• TASK DETAILS:
Only the lines from the start of the data through the line with "const [tab, setTab]" belong in the copy. Restate them word for word, minus the pictures.

Records with interface code:
++++++++

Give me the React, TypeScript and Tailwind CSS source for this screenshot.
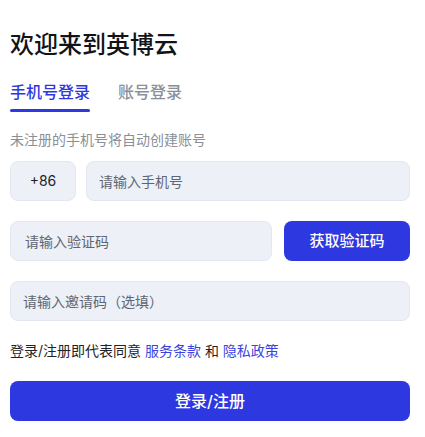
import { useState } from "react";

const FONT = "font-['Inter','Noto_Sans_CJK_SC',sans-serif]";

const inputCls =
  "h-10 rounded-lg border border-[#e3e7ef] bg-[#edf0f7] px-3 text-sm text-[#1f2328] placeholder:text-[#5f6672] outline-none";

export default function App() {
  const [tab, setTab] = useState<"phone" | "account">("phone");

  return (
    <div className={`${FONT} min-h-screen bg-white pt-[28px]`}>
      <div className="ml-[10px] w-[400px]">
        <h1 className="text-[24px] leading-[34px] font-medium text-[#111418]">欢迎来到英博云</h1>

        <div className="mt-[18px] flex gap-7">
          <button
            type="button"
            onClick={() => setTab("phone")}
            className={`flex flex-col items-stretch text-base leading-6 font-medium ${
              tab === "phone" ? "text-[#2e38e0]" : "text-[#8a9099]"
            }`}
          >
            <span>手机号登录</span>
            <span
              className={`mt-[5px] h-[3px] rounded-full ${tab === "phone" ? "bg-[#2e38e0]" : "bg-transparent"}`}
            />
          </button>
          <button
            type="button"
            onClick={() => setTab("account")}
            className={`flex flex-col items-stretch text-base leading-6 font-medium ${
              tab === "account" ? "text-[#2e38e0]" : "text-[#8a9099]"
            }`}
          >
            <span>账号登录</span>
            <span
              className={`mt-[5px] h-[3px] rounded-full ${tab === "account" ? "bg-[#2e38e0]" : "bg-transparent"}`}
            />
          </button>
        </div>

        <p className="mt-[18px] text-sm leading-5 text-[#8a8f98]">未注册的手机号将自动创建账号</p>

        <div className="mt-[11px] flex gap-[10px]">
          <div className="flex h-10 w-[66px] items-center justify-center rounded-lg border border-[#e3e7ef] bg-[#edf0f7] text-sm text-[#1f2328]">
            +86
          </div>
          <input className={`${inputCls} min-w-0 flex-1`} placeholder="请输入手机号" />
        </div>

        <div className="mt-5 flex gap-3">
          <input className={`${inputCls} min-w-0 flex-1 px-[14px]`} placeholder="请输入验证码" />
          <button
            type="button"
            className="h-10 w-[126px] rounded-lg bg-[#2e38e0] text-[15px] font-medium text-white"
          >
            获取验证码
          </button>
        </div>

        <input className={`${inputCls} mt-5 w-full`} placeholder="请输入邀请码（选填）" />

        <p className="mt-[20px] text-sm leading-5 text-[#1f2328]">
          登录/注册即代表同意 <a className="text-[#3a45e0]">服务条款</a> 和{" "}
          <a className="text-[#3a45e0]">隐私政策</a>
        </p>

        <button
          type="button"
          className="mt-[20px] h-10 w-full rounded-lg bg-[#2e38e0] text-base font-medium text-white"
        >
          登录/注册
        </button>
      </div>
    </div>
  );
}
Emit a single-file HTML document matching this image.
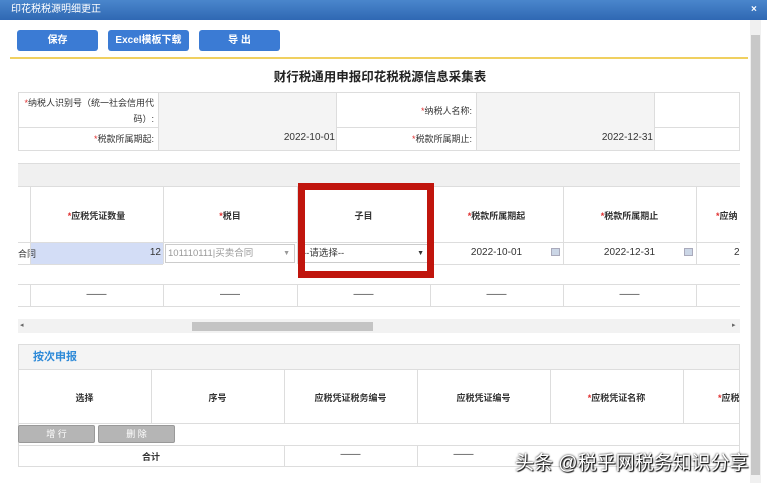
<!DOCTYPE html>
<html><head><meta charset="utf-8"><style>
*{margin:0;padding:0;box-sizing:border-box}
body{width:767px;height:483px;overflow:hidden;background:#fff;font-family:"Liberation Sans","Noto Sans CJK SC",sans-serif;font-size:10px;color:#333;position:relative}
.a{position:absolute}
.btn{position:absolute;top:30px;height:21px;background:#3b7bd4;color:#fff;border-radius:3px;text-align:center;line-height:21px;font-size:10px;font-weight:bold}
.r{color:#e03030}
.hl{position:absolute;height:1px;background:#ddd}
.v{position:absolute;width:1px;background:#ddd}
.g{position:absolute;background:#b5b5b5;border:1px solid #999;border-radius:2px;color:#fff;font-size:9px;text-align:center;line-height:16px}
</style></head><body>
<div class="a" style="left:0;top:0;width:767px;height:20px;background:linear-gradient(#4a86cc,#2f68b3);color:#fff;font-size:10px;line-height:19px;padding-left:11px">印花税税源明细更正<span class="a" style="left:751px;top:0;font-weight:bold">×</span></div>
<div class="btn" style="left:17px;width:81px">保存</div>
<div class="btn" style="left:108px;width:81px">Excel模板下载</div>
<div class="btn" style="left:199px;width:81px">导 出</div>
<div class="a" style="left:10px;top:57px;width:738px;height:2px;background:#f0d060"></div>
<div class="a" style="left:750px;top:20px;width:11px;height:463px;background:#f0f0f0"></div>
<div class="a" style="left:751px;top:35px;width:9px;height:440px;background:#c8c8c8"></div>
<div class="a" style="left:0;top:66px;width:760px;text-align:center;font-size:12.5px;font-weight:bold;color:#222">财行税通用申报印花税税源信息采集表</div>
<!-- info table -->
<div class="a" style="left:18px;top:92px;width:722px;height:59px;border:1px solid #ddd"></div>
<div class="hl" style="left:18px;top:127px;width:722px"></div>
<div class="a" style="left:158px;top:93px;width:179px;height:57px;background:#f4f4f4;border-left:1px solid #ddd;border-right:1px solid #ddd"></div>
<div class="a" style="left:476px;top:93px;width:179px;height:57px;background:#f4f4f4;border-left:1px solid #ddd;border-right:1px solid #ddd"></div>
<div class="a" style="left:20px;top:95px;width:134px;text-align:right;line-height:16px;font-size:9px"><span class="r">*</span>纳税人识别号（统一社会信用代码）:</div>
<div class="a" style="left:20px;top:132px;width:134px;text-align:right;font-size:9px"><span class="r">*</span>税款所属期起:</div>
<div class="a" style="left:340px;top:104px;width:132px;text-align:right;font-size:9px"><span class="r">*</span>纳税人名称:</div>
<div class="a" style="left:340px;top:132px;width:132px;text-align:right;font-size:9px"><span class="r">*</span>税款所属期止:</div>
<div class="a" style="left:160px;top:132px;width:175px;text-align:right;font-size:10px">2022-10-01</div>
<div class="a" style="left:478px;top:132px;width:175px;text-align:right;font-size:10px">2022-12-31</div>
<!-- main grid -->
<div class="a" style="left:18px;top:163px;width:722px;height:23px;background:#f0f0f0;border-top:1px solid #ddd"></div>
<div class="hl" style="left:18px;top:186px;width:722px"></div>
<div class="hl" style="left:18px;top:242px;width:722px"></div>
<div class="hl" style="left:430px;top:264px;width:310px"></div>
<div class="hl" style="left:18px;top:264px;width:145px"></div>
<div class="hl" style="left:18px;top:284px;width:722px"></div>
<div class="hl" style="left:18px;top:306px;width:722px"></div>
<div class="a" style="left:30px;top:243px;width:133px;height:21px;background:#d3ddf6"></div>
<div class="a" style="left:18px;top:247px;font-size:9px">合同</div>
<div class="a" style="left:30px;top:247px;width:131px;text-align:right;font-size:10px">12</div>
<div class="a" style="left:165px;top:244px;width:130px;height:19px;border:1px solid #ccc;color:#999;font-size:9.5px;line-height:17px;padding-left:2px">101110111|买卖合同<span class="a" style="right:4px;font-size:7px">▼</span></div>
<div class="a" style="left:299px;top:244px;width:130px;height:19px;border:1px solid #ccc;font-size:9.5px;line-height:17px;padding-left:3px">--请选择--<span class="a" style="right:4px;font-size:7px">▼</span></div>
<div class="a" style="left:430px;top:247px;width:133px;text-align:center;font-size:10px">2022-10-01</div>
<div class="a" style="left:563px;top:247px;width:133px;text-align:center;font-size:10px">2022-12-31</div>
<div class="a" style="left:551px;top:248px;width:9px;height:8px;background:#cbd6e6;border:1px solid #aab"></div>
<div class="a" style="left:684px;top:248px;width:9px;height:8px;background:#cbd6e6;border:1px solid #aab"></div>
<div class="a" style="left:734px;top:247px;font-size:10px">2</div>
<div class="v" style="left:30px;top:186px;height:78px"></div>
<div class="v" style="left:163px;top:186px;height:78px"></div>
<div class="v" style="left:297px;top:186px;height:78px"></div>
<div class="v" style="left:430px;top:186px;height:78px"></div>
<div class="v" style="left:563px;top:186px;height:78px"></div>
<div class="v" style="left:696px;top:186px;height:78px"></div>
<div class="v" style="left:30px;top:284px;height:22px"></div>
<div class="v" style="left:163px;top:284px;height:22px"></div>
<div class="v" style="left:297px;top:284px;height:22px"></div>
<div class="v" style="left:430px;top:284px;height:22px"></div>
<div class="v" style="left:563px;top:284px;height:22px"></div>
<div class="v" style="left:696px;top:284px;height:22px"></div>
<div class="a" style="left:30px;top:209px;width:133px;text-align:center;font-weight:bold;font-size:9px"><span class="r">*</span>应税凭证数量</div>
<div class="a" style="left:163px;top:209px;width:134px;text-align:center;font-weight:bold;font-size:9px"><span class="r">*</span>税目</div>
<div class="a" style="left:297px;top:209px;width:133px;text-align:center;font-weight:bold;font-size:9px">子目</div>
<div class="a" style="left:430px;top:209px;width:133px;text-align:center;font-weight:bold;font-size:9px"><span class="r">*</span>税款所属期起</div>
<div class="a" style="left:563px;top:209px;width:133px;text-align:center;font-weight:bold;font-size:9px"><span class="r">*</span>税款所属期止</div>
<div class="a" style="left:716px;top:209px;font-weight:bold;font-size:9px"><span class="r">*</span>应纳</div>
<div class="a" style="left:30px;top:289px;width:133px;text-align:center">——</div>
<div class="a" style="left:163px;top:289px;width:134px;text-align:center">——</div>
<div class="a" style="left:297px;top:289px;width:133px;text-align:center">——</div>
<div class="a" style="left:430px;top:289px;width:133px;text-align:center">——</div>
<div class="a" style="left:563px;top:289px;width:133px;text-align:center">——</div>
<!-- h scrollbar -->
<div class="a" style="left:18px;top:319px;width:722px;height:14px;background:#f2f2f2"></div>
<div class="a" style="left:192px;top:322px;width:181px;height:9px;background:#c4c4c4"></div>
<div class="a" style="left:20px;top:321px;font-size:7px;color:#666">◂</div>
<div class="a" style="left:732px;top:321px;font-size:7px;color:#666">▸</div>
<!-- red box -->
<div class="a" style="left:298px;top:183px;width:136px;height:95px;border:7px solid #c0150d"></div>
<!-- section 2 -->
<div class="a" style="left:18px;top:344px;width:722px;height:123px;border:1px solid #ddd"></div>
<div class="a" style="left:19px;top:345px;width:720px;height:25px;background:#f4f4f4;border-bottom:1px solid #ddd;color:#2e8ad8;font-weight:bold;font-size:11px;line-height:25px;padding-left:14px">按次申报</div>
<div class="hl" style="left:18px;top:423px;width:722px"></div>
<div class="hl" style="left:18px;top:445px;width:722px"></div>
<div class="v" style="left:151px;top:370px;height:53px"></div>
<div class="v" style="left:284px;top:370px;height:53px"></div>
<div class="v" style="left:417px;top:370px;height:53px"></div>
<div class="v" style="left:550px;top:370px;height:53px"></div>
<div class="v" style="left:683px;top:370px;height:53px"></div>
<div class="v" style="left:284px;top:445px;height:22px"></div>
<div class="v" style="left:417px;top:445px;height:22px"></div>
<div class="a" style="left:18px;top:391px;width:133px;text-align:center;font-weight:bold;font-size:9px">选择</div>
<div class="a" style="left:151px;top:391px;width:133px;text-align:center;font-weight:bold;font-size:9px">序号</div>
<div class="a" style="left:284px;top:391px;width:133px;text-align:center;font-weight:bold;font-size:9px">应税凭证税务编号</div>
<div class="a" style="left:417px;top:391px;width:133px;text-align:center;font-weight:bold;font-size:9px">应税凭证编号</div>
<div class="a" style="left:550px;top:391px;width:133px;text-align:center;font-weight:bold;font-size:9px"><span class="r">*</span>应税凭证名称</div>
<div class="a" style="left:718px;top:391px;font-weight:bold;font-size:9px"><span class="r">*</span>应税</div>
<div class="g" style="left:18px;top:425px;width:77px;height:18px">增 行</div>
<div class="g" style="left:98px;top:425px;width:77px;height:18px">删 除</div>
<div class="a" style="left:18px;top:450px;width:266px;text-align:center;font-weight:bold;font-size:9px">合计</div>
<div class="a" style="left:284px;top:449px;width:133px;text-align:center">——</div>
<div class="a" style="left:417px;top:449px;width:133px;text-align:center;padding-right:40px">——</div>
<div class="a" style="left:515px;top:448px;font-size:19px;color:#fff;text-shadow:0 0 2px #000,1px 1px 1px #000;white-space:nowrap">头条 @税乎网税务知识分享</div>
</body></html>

++++++++

• FULL SOLUTION:
Give me the React, TypeScript and Tailwind CSS source for this screenshot.
import { useState } from "react";

const FONT = "font-['Inter','Noto_Sans_CJK_SC',sans-serif]";

const inputCls =
  "h-10 rounded-lg border border-[#e3e7ef] bg-[#edf0f7] px-3 text-sm text-[#1f2328] placeholder:text-[#5f6672] outline-none";

export default function App() {
  const [tab, setTab] = useState<"phone" | "account">("phone");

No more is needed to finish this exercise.